October 30, 2023

Why Upgrade to dbt Cloud over dbt Core?

By Dakota Kelley

So you’ve heard all the talk around dbt, but now you’re working to determine if you should go with dbt Core or dbt Cloud and you want to know what advantages dbt Cloud has over the free dbt Core offering.

Upon a quick trial and look at dbt Cloud, the primary things you might notice are the IDE as well as the ease of managing deployments. However, dbt Cloud offers you much more than that. Especially with all the new features announced at dbt Coalesce 2023, including cross-project lineage, data mesh, and dbt Explorer.

As dbt Labs’ 2023 Partner of the Year, we’ve helped many customers be successful with dbt, and in this blog, we’ll dive deep into the biggest advantages our customers see when upgrading to dbt Cloud.

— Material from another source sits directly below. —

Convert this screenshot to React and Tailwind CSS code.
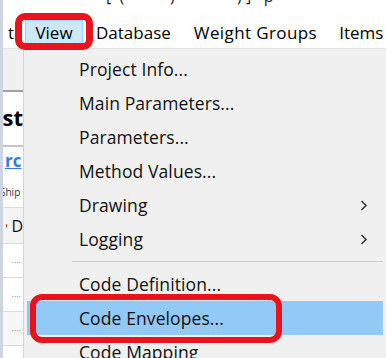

Top Reasons to Upgrade to dbt Cloud

Before we dive into the various features of dbt Cloud, let’s start by highlighting a few of the important features that our customers love about dbt:

  • Dedicated IDE
  • Simplified git workflow
  • Hosted Documentation
  • dbt Explorer
  • Unified Metrics and Headless BI with Semantic Layer
  • SlimCI to optimize pipelines and reduce cloud spend
  • Data Transparency with model exposures

Dedicated IDE

One of the first things you’re greeted with when you login to dbt Cloud is the dedicated Integrated Development Environment (IDE). This IDE is fairly straightforward, allowing you to set a light or dark mode. It comes with a rather lightweight intellisense, and highlights for both SQL and Jinja use.

Additionally, this IDE simplifies the git process for newer developers or analytics engineers to help remove the intimidation factor that comes with learning git.

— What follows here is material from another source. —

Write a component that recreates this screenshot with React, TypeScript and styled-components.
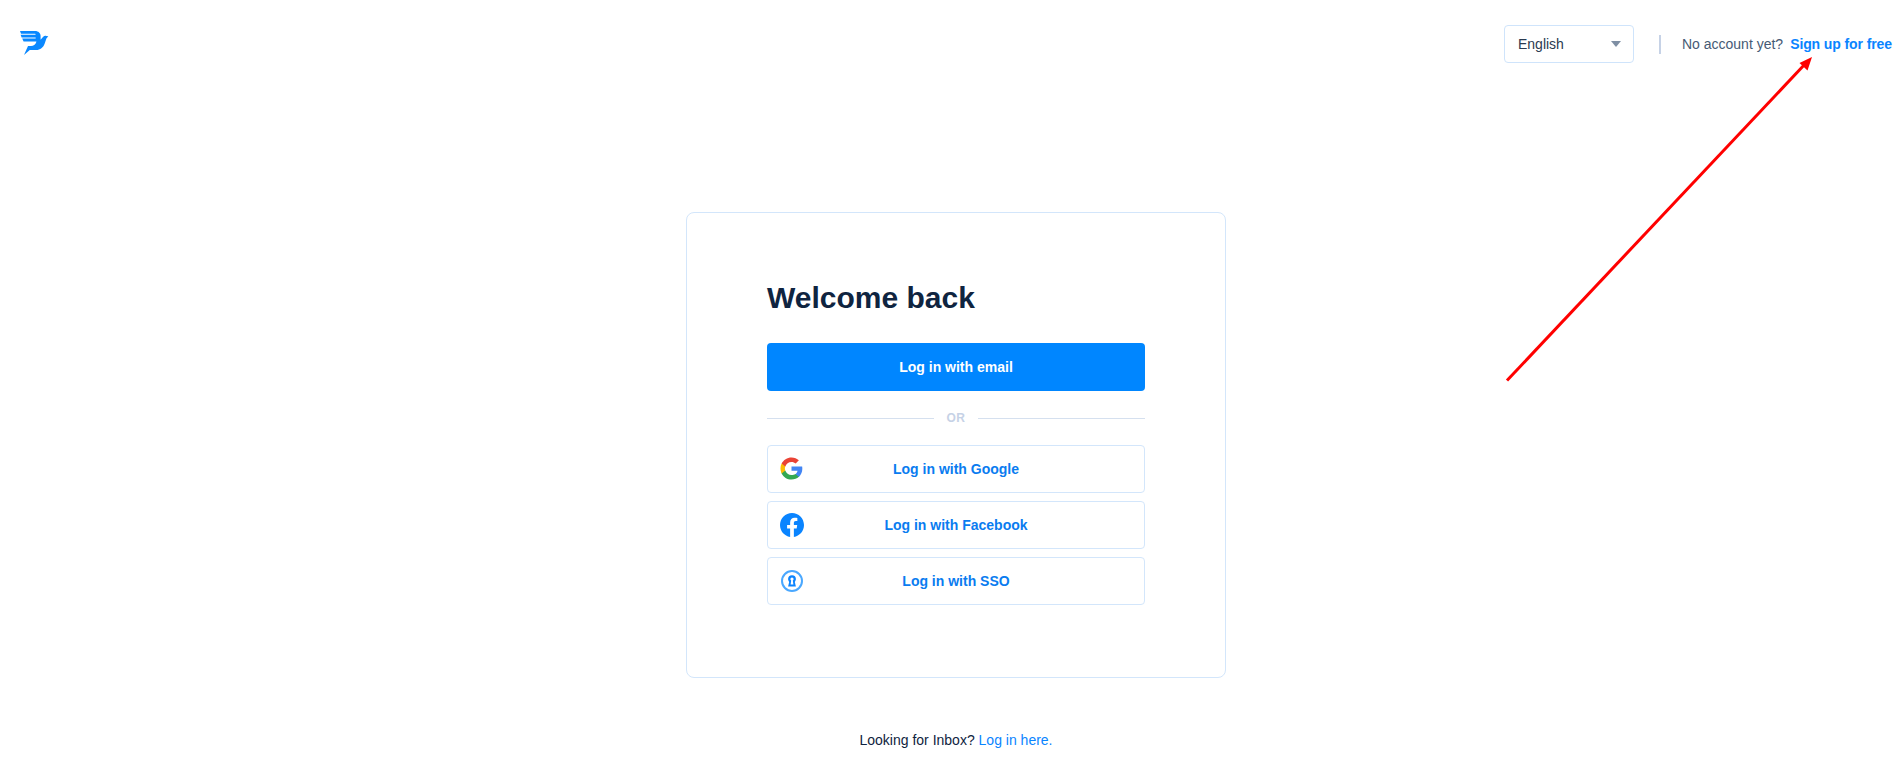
import React from "react";
import styled, { createGlobalStyle } from "styled-components";

const Global = createGlobalStyle`
  html, body { margin: 0; padding: 0; background: #fff; }
  body { font-family: "Liberation Sans", Arial, sans-serif; color: #0f2440; }
  * { box-sizing: border-box; }
`;

const Page = styled.div`
  position: relative;
  width: 1901px;
  height: 783px;
  overflow: hidden;
`;

const Header = styled.header`
  display: flex;
  align-items: flex-start;
  justify-content: space-between;
  height: 212px;
  padding: 25px 9px 0 20px;
`;

const LogoLink = styled.a`
  display: block;
  margin-top: 6px;
  width: 29px;
  height: 24px;
  svg { display: block; }
`;

const HeaderRight = styled.div`
  display: flex;
  align-items: center;
  height: 38px;
`;

const LangSelect = styled.div`
  display: flex;
  align-items: center;
  justify-content: space-between;
  width: 130px;
  height: 38px;
  padding: 0 12px 0 13px;
  border: 1px solid #cfe4fb;
  border-radius: 4px;
  font-size: 14px;
  color: #2a3a50;
`;

const Caret = styled.span`
  width: 0;
  height: 0;
  border-left: 5px solid transparent;
  border-right: 5px solid transparent;
  border-top: 6px solid #7f8fa4;
`;

const Divider = styled.span`
  width: 2px;
  height: 19px;
  margin: 0 21px 0 25px;
  background: #c6d2e6;
`;

const Prompt = styled.span`
  font-size: 14px;
  color: #465a75;
`;

const SignUp = styled.a`
  margin-left: 7px;
  font-size: 14px;
  font-weight: 700;
  letter-spacing: -0.1px;
  color: #0a84ff;
`;

const Main = styled.main`
  display: flex;
  flex-direction: column;
  align-items: center;
  padding-left: 11px;
`;

const Card = styled.section`
  width: 540px;
  height: 466px;
  padding: 67px 80px 0;
  border: 1px solid #d3e6fb;
  border-radius: 8px;
`;

const Title = styled.h1`
  margin: 0 0 28px;
  font-size: 30px;
  line-height: 35px;
  font-weight: 700;
  color: #0f2440;
`;

const PrimaryButton = styled.button`
  display: block;
  width: 100%;
  height: 48px;
  border: 0;
  border-radius: 4px;
  background: #0086ff;
  color: #fff;
  font: 700 14px "Liberation Sans", Arial, sans-serif;
`;

const OrRow = styled.div`
  display: flex;
  align-items: center;
  gap: 13px;
  height: 54px;
  font-size: 12px;
  font-weight: 700;
  letter-spacing: 0.4px;
  color: #c6d2e6;
  &::before, &::after {
    content: "";
    flex: 1;
    height: 1px;
    background: #d5e0ef;
  }
`;

const Stack = styled.div`
  display: flex;
  flex-direction: column;
  gap: 8px;
`;

const OutlineButton = styled.button`
  position: relative;
  display: flex;
  align-items: center;
  justify-content: center;
  width: 100%;
  height: 48px;
  border: 1px solid #d3e6fb;
  border-radius: 4px;
  background: #fff;
  color: #0a7cf0;
  font: 700 14px "Liberation Sans", Arial, sans-serif;
`;

const IconSlot = styled.span`
  position: absolute;
  left: 12px;
  top: 11px;
  width: 24px;
  height: 24px;
  display: block;
  svg { display: block; }
`;

const Footer = styled.p`
  margin: 54px 0 0;
  font-size: 14px;
  line-height: 16px;
  color: #0f2440;
`;

const FooterLink = styled.a`
  color: #0a84ff;
`;

const ArrowOverlay = styled.svg`
  position: absolute;
  left: 0;
  top: 0;
  pointer-events: none;
`;

const Logo = () => (
  <svg width="29" height="24" viewBox="0 0 29 24">
    <path
      fill="#0a88ff"
      fillRule="evenodd"
      d="M0 0H15C18.5 0 20.6 2.2 20.6 4.8V8.8L23 6C24 4.9 25.3 4.5 26.4 5L28.3 5.2L26.4 7.4L24.8 12.2C23.4 16.6 20 19 16.4 19H9.8L4 24L8 15H11C13.4 15 15.6 13.4 16.2 11.2L16.4 10.4H3.6L2.2 7.6H15.2C16.2 7.6 16.2 6.6 15.2 6.6H1.6L0.6 3.8H15C16 3.8 16 2.8 15 2.8H1Z"
    />
  </svg>
);

const GoogleIcon = () => (
  <svg width="23" height="23" viewBox="0 0 24 24">
    <path fill="#4285F4" d="M23.3 12.3c0-.8-.1-1.6-.2-2.3H12v4.4h6.3c-.3 1.5-1.1 2.7-2.3 3.5v2.9h3.7c2.2-2 3.6-5 3.6-8.5z" />
    <path fill="#34A853" d="M12 23.5c3.1 0 5.7-1 7.7-2.8L16 17.8c-1 .7-2.4 1.1-4 1.1-3 0-5.6-2-6.5-4.8H1.7v3c1.9 3.8 5.8 6.4 10.3 6.4z" />
    <path fill="#FBBC05" d="M5.5 14.1c-.2-.7-.4-1.4-.4-2.1s.1-1.5.4-2.1V6.9H1.7C.9 8.4.5 10.2.5 12s.4 3.6 1.2 5.1l3.8-3z" />
    <path fill="#EA4335" d="M12 5.1c1.7 0 3.2.6 4.4 1.7l3.3-3.3C17.7 1.6 15.1.5 12 .5 7.5.5 3.6 3.1 1.7 6.9l3.8 3C6.4 7.1 9 5.1 12 5.1z" />
  </svg>
);

const FacebookIcon = () => (
  <svg width="24" height="24" viewBox="0 0 24 24">
    <path fill="#0a84ff" d="M24 12.07C24 5.4 18.63 0 12 0S0 5.4 0 12.07c0 6.03 4.39 11.02 10.13 11.93v-8.44H7.08v-3.49h3.05V9.41c0-3.02 1.79-4.69 4.53-4.69 1.31 0 2.68.24 2.68.24v2.97h-1.51c-1.49 0-1.96.93-1.96 1.89v2.25h3.33l-.53 3.49h-2.8V24C19.61 23.09 24 18.1 24 12.07z" />
  </svg>
);

const SsoIcon = () => (
  <svg width="24" height="24" viewBox="0 0 24 24" fill="none">
    <circle cx="12" cy="12" r="10" stroke="#4aa8ff" strokeWidth="2" />
    <path
      fill="#0a84ff"
      fillRule="evenodd"
      d="M12 6.2A3.9 3.9 0 0 1 15.9 10.1C15.9 11.3 15.4 12.2 14.8 12.9L15.9 17.6H8.1L9.2 12.9C8.6 12.2 8.1 11.3 8.1 10.1A3.9 3.9 0 0 1 12 6.2ZM12 8.5A1.6 1.6 0 0 0 10.4 10.1C10.4 10.8 10.8 11.3 11.2 11.6L10.6 15.6H13.4L12.8 11.6C13.2 11.3 13.6 10.8 13.6 10.1A1.6 1.6 0 0 0 12 8.5Z"
    />
  </svg>
);

export default function App() {
  return (
    <Page>
      <Global />
      <Header>
        <LogoLink aria-label="Home"><Logo /></LogoLink>
        <HeaderRight>
          <LangSelect>English<Caret /></LangSelect>
          <Divider />
          <Prompt>No account yet?</Prompt>
          <SignUp>Sign up for free</SignUp>
        </HeaderRight>
      </Header>
      <Main>
        <Card>
          <Title>Welcome back</Title>
          <PrimaryButton>Log in with email</PrimaryButton>
          <OrRow>OR</OrRow>
          <Stack>
            <OutlineButton><IconSlot><GoogleIcon /></IconSlot>Log in with Google</OutlineButton>
            <OutlineButton><IconSlot><FacebookIcon /></IconSlot>Log in with Facebook</OutlineButton>
            <OutlineButton><IconSlot><SsoIcon /></IconSlot>Log in with SSO</OutlineButton>
          </Stack>
        </Card>
        <Footer>Looking for Inbox? <FooterLink>Log in here.</FooterLink></Footer>
      </Main>
      <ArrowOverlay width="1901" height="783" viewBox="0 0 1901 783">
        <line x1="1507" y1="380.5" x2="1806" y2="63" stroke="#ff0000" strokeWidth="3" />
        <path d="M1812 57L1807.5 70.5L1799.5 63Z" fill="#ff0000" />
      </ArrowOverlay>
    </Page>
  );
}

The real power is the ability to run your models and view the outputs, or even have your SQL compiled to verify that your Jinja or SQL compiles into the correct model. This can be very useful when troubleshooting your models and is far easier than digging through the compiled models in the target folder.

Additionally, linting and parsing are built-in features allowing organizations to define coding standards and enforce them within the IDE thanks to various linters and parsers.

But most importantly, the IDE validates your work and configurations, allowing you to catch and correct errors before you ever attempt to execute dbt.

For those that have a particular IDE they enjoy or are power users, the new dbt Cloud CLI allows a user to develop locally with an IDE while pushing everything to the cloud to keep everything fully synchronized from a local IDE to the dbt Cloud account.

Hosted Doc Site and dbt Explorer

One of the most powerful features of dbt can be the documentation you generate. This documentation can give different users insight into where data came from, what the profile of the data is, what the SQL looked like, and the DAG to know where the data is being used.

While dbt Core provides you the ability to generate these document sites, you still have to find a place to host these documents. 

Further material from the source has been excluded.